Even things like intellectual property, music rights, and art pieces are finding their way onto the blockchain as RWAs. This allows artists and creators to connect directly with fans and investors. It creates new ways to monetize creative works and share ownership.
Traditional finance giants are also getting involved. JP Morgan, for example, has explored tokenizing bonds and other financial instruments. They see this as a way to make markets more efficient and reduce settlement times. If you're interested in keeping your digital assets safe, you might want to read our guide on digital asset storage for more tips.

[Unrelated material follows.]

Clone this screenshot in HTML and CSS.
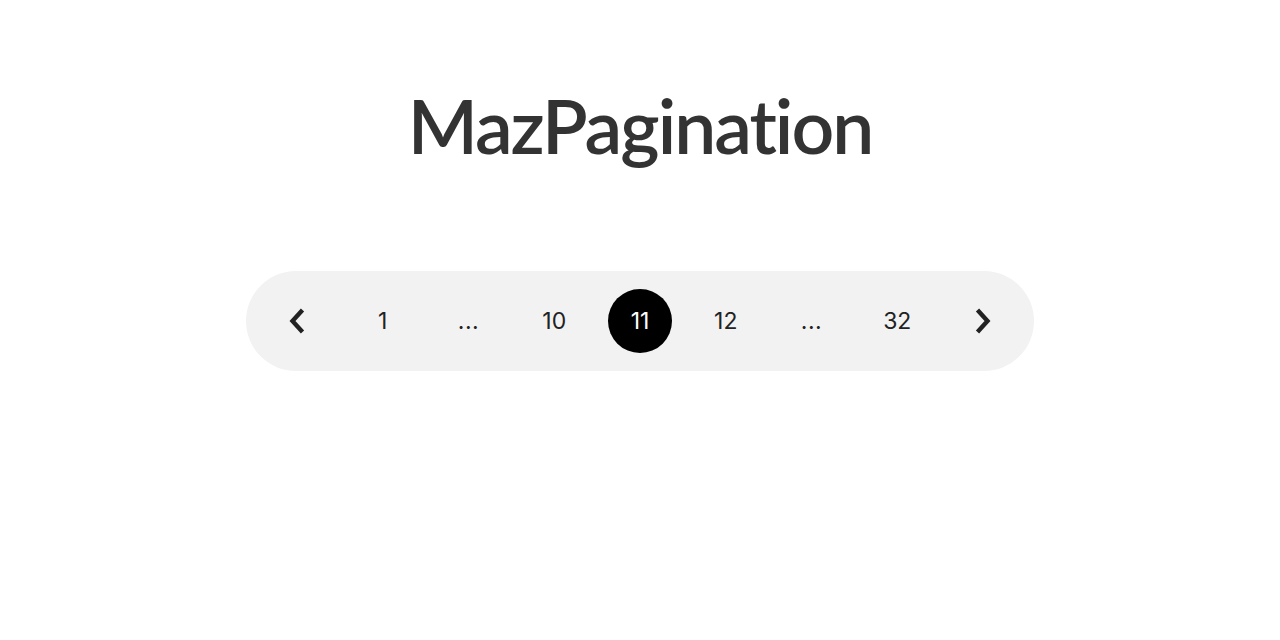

What Are the Risks and Challenges?
While RWAs offer many exciting possibilities, they aren't without their hurdles. Regulation is a big one. Laws around traditional assets are complex, and applying them to tokenized versions is still new territory. Governments and regulators are still figuring out how to handle these innovations.
Legal enforceability is another concern. What happens if there's a dispute over a tokenized asset? How do you enforce ownership rights that exist both on a blockchain and in the real world? Clear legal frameworks are still developing to address these questions.
There are also practical challenges, like ensuring the security of the underlying physical asset. If a token represents a diamond, how do you guarantee that diamond is safe and hasn't been swapped? Custodians play a big role here, but it adds a layer of complexity not present with purely digital assets.
Liquidity, while a benefit, can also be a challenge for smaller, less popular RWAs. Not every tokenized asset will find a ready market. Investors need to understand these risks before jumping in.
Real World Assets are definitely a major part of the crypto news cycle for good reason. They are building a bridge between the old and new financial systems. While challenges remain, the potential for greater access and efficiency is huge. Keep an eye on this space, it's changing how we think about ownership and investment.